How many complex numbers $z=x+iy$ are there such that $x+y=1$ and $e^{i(x^2+y^2)}=1.$

Question

I am stuck on the following problem that says:

How many complex numbers $z=x+iy$ are there such that $x+y=1$ and $e^{i(x^2+y^2)}=1.$ The options are as follows:
$1.0$
$2.$Non-zero but finitely many
$3.$Countably infinite
$4.$Uncountably infinite.

My Attempt: From $e^{i(x^2+y^2)}=1= e^{i(2n \pi)}$ which gives $x^2+y^2=2n \pi$ (where $n \in \mathbb N$) that indicates family of concentric circles with center at the origin. The required solution is the intersection of $x^2+y^2=2n \pi$ and the line $x+y=1$.But now I can not draw the conclusion.Am I going in the right direction?
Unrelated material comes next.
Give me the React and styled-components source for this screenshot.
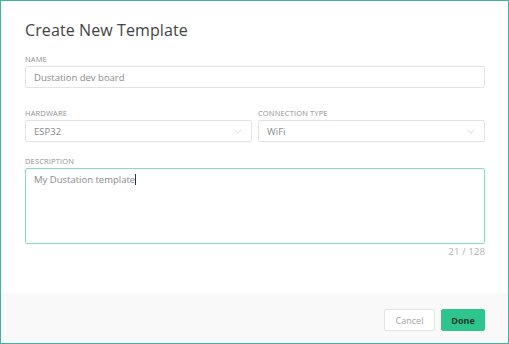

Can someone throw light on it.Thanks in advance for your time.

Answer 1

$x+y=1$ describes a line. Any sufficiently big circle around the origin intersects this lline in two points. So we must have countably many solutions.

Answer 2

Yes, but now consider how many times do the line and circles intersect. Looks like it would be either option 3 or 4 though one is more likely if you consider the domain of n. How many unique values of n exist?